● **Data section**
%%

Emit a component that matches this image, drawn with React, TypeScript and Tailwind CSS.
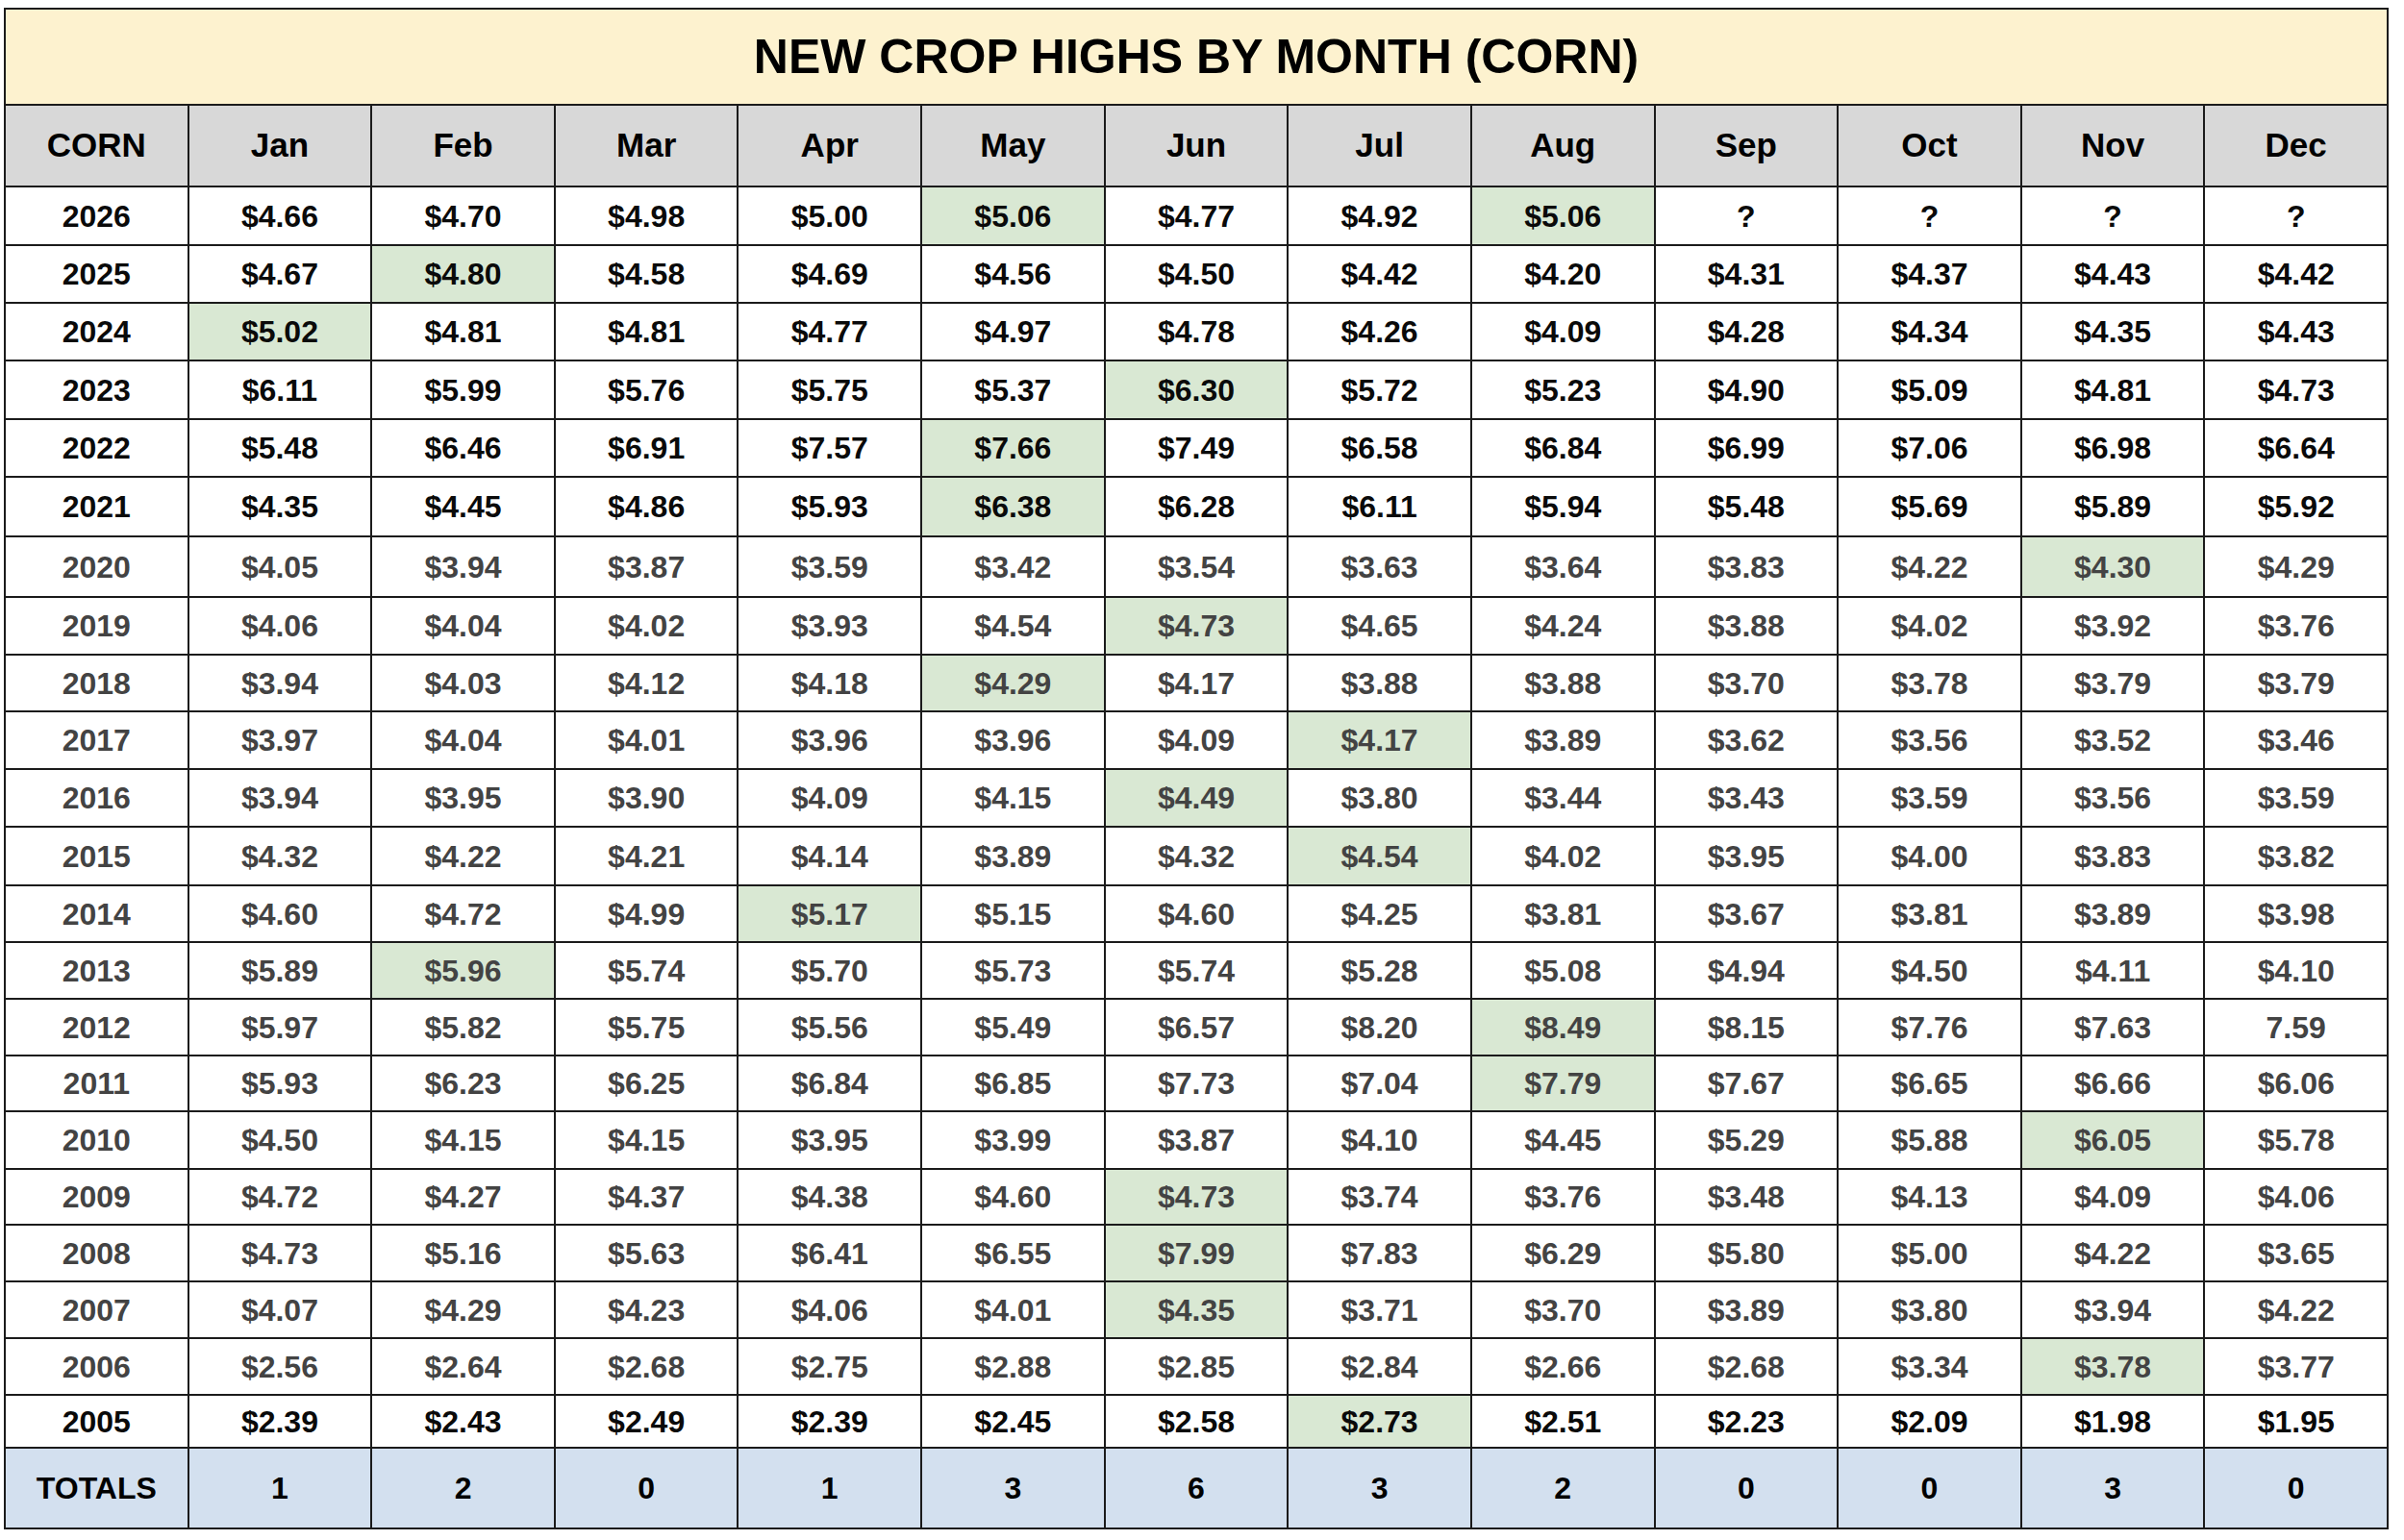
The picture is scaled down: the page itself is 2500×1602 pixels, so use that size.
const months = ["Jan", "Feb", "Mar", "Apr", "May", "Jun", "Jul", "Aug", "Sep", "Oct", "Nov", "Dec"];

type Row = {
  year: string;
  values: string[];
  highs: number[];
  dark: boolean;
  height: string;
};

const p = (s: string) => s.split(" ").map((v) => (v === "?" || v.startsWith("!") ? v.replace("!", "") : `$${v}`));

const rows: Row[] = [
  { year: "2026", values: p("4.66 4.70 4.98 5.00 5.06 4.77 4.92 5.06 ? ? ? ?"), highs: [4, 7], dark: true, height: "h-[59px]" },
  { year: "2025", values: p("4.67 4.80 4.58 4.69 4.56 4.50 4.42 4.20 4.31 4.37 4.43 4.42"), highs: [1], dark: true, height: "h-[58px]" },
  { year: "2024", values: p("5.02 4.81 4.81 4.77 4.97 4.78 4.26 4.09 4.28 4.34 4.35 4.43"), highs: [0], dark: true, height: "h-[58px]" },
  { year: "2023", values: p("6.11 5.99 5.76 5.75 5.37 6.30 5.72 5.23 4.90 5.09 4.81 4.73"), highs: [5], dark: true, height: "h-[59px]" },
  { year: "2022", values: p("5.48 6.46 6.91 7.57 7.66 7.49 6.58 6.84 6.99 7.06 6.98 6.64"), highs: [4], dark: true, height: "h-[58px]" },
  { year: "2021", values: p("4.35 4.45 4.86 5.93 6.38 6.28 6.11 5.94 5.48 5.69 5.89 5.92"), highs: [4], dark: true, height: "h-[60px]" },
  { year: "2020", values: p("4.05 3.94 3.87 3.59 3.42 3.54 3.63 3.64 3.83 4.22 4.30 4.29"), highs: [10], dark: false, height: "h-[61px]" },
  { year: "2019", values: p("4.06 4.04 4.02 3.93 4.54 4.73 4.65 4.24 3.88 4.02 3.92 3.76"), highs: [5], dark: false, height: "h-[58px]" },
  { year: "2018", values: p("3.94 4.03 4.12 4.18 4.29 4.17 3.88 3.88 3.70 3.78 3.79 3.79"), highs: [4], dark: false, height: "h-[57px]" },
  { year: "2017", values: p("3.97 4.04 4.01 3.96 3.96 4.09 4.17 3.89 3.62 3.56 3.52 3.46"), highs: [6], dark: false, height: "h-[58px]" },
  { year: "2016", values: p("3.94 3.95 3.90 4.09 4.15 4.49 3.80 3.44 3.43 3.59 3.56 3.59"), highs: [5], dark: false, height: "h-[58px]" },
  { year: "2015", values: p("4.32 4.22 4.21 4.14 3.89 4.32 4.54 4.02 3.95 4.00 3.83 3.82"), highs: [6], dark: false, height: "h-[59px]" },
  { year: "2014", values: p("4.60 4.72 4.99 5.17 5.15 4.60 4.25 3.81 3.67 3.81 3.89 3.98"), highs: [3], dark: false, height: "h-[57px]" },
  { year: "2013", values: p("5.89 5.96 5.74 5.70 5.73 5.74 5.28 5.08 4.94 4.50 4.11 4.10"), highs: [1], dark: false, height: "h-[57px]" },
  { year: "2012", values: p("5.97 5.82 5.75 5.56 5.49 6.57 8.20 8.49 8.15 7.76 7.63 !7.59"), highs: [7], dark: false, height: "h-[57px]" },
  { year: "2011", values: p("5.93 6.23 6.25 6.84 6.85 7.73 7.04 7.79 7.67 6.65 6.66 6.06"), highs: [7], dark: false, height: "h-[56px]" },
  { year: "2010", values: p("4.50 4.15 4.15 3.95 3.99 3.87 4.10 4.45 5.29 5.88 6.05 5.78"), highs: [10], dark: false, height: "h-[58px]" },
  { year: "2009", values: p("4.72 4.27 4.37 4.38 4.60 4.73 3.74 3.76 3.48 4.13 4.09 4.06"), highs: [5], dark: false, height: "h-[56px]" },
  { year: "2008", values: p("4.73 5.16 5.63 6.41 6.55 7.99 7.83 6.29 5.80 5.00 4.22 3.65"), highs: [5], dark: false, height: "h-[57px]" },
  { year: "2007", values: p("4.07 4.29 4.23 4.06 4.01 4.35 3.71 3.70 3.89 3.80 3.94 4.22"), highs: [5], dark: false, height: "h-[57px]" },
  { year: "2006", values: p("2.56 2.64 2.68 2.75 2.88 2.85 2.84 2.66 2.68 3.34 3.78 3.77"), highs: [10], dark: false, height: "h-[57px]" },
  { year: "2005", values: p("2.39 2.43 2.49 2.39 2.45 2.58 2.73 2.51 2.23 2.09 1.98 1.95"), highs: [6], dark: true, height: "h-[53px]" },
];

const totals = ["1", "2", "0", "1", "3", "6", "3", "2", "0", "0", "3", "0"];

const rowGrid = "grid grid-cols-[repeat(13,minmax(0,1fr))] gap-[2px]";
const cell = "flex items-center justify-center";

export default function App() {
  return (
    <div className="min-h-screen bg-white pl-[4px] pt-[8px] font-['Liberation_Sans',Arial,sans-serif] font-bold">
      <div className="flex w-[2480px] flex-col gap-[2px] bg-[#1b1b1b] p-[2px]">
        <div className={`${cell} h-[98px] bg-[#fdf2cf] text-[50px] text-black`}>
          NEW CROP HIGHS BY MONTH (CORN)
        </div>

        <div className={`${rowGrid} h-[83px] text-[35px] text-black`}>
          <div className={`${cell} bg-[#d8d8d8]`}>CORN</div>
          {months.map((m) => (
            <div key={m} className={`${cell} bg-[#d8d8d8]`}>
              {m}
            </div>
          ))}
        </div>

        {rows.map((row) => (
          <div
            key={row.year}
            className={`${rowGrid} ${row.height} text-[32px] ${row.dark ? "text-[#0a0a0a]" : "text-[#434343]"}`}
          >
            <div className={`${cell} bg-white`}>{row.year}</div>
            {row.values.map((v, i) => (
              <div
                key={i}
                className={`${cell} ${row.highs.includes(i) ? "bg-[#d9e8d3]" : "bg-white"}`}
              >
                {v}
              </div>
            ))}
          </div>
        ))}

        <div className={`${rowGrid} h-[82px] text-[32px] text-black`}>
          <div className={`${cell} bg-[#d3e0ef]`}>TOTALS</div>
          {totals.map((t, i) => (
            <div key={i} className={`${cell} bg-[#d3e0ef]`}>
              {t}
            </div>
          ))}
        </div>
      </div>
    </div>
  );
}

%%

● **Requirements**
Restate the data above exactly, stripping out each image.

● **Solution for this task**
Emit a component that matches this image, drawn with React, TypeScript and Tailwind CSS.
The picture is scaled down: the page itself is 2500×1602 pixels, so use that size.
const months = ["Jan", "Feb", "Mar", "Apr", "May", "Jun", "Jul", "Aug", "Sep", "Oct", "Nov", "Dec"];

type Row = {
  year: string;
  values: string[];
  highs: number[];
  dark: boolean;
  height: string;
};

const p = (s: string) => s.split(" ").map((v) => (v === "?" || v.startsWith("!") ? v.replace("!", "") : `$${v}`));

const rows: Row[] = [
  { year: "2026", values: p("4.66 4.70 4.98 5.00 5.06 4.77 4.92 5.06 ? ? ? ?"), highs: [4, 7], dark: true, height: "h-[59px]" },
  { year: "2025", values: p("4.67 4.80 4.58 4.69 4.56 4.50 4.42 4.20 4.31 4.37 4.43 4.42"), highs: [1], dark: true, height: "h-[58px]" },
  { year: "2024", values: p("5.02 4.81 4.81 4.77 4.97 4.78 4.26 4.09 4.28 4.34 4.35 4.43"), highs: [0], dark: true, height: "h-[58px]" },
  { year: "2023", values: p("6.11 5.99 5.76 5.75 5.37 6.30 5.72 5.23 4.90 5.09 4.81 4.73"), highs: [5], dark: true, height: "h-[59px]" },
  { year: "2022", values: p("5.48 6.46 6.91 7.57 7.66 7.49 6.58 6.84 6.99 7.06 6.98 6.64"), highs: [4], dark: true, height: "h-[58px]" },
  { year: "2021", values: p("4.35 4.45 4.86 5.93 6.38 6.28 6.11 5.94 5.48 5.69 5.89 5.92"), highs: [4], dark: true, height: "h-[60px]" },
  { year: "2020", values: p("4.05 3.94 3.87 3.59 3.42 3.54 3.63 3.64 3.83 4.22 4.30 4.29"), highs: [10], dark: false, height: "h-[61px]" },
  { year: "2019", values: p("4.06 4.04 4.02 3.93 4.54 4.73 4.65 4.24 3.88 4.02 3.92 3.76"), highs: [5], dark: false, height: "h-[58px]" },
  { year: "2018", values: p("3.94 4.03 4.12 4.18 4.29 4.17 3.88 3.88 3.70 3.78 3.79 3.79"), highs: [4], dark: false, height: "h-[57px]" },
  { year: "2017", values: p("3.97 4.04 4.01 3.96 3.96 4.09 4.17 3.89 3.62 3.56 3.52 3.46"), highs: [6], dark: false, height: "h-[58px]" },
  { year: "2016", values: p("3.94 3.95 3.90 4.09 4.15 4.49 3.80 3.44 3.43 3.59 3.56 3.59"), highs: [5], dark: false, height: "h-[58px]" },
  { year: "2015", values: p("4.32 4.22 4.21 4.14 3.89 4.32 4.54 4.02 3.95 4.00 3.83 3.82"), highs: [6], dark: false, height: "h-[59px]" },
  { year: "2014", values: p("4.60 4.72 4.99 5.17 5.15 4.60 4.25 3.81 3.67 3.81 3.89 3.98"), highs: [3], dark: false, height: "h-[57px]" },
  { year: "2013", values: p("5.89 5.96 5.74 5.70 5.73 5.74 5.28 5.08 4.94 4.50 4.11 4.10"), highs: [1], dark: false, height: "h-[57px]" },
  { year: "2012", values: p("5.97 5.82 5.75 5.56 5.49 6.57 8.20 8.49 8.15 7.76 7.63 !7.59"), highs: [7], dark: false, height: "h-[57px]" },
  { year: "2011", values: p("5.93 6.23 6.25 6.84 6.85 7.73 7.04 7.79 7.67 6.65 6.66 6.06"), highs: [7], dark: false, height: "h-[56px]" },
  { year: "2010", values: p("4.50 4.15 4.15 3.95 3.99 3.87 4.10 4.45 5.29 5.88 6.05 5.78"), highs: [10], dark: false, height: "h-[58px]" },
  { year: "2009", values: p("4.72 4.27 4.37 4.38 4.60 4.73 3.74 3.76 3.48 4.13 4.09 4.06"), highs: [5], dark: false, height: "h-[56px]" },
  { year: "2008", values: p("4.73 5.16 5.63 6.41 6.55 7.99 7.83 6.29 5.80 5.00 4.22 3.65"), highs: [5], dark: false, height: "h-[57px]" },
  { year: "2007", values: p("4.07 4.29 4.23 4.06 4.01 4.35 3.71 3.70 3.89 3.80 3.94 4.22"), highs: [5], dark: false, height: "h-[57px]" },
  { year: "2006", values: p("2.56 2.64 2.68 2.75 2.88 2.85 2.84 2.66 2.68 3.34 3.78 3.77"), highs: [10], dark: false, height: "h-[57px]" },
  { year: "2005", values: p("2.39 2.43 2.49 2.39 2.45 2.58 2.73 2.51 2.23 2.09 1.98 1.95"), highs: [6], dark: true, height: "h-[53px]" },
];

const totals = ["1", "2", "0", "1", "3", "6", "3", "2", "0", "0", "3", "0"];

const rowGrid = "grid grid-cols-[repeat(13,minmax(0,1fr))] gap-[2px]";
const cell = "flex items-center justify-center";

export default function App() {
  return (
    <div className="min-h-screen bg-white pl-[4px] pt-[8px] font-['Liberation_Sans',Arial,sans-serif] font-bold">
      <div className="flex w-[2480px] flex-col gap-[2px] bg-[#1b1b1b] p-[2px]">
        <div className={`${cell} h-[98px] bg-[#fdf2cf] text-[50px] text-black`}>
          NEW CROP HIGHS BY MONTH (CORN)
        </div>

        <div className={`${rowGrid} h-[83px] text-[35px] text-black`}>
          <div className={`${cell} bg-[#d8d8d8]`}>CORN</div>
          {months.map((m) => (
            <div key={m} className={`${cell} bg-[#d8d8d8]`}>
              {m}
            </div>
          ))}
        </div>

        {rows.map((row) => (
          <div
            key={row.year}
            className={`${rowGrid} ${row.height} text-[32px] ${row.dark ? "text-[#0a0a0a]" : "text-[#434343]"}`}
          >
            <div className={`${cell} bg-white`}>{row.year}</div>
            {row.values.map((v, i) => (
              <div
                key={i}
                className={`${cell} ${row.highs.includes(i) ? "bg-[#d9e8d3]" : "bg-white"}`}
              >
                {v}
              </div>
            ))}
          </div>
        ))}

        <div className={`${rowGrid} h-[82px] text-[32px] text-black`}>
          <div className={`${cell} bg-[#d3e0ef]`}>TOTALS</div>
          {totals.map((t, i) => (
            <div key={i} className={`${cell} bg-[#d3e0ef]`}>
              {t}
            </div>
          ))}
        </div>
      </div>
    </div>
  );
}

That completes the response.